The legislators on whom Kenyans banked their hope to cushion them from the lenders greed are now being arm-twisted to ensure the Finance Bill sent back to Parliament by President Uhuru Kenyatta sails through the House. Matters are not helped by a parliamentary leadership that is now singing the tune of the Executive. Once passed, the obituary of affordable credit could as well have been written.

At face value, banks have emerged winners in the struggle to kill regulation of interest rates, taking Kenya back to September 14, 2016 when the revolution started. However, it is the common man who has lost the most in desperate bid to cure Kenya’s credit problems.

Perhaps, it is not all gloom as MPs have cushioned current loans from any new changes.

The law to cap interest at four per cent above the Central Bank of Kenya (CBK) base rate was welcome by ordinary borrowers.  But from the onset, banks were determined not to allow market dynamics to dictate lending. Their intentions were clear: to fight the law and defeat it.

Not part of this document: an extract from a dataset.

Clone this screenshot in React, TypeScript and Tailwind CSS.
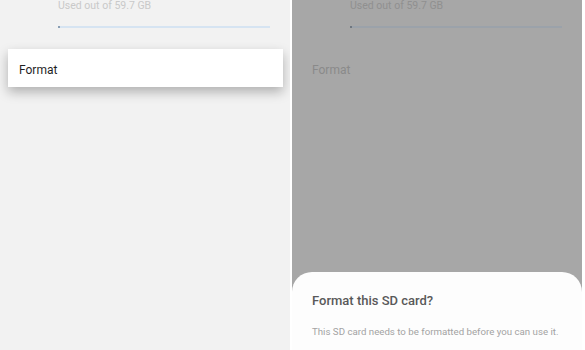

They opted to deny private sector money and instead do more business with national government, which they perceived as posing less risk compared to small borrowers in the private sector.

What legislators and regulators must now do is halt a total slide into the dark past. More importantly, government must keep off the market to free more money to growth sectors.  Unless this happens, removal of rates cap will not serve any purpose.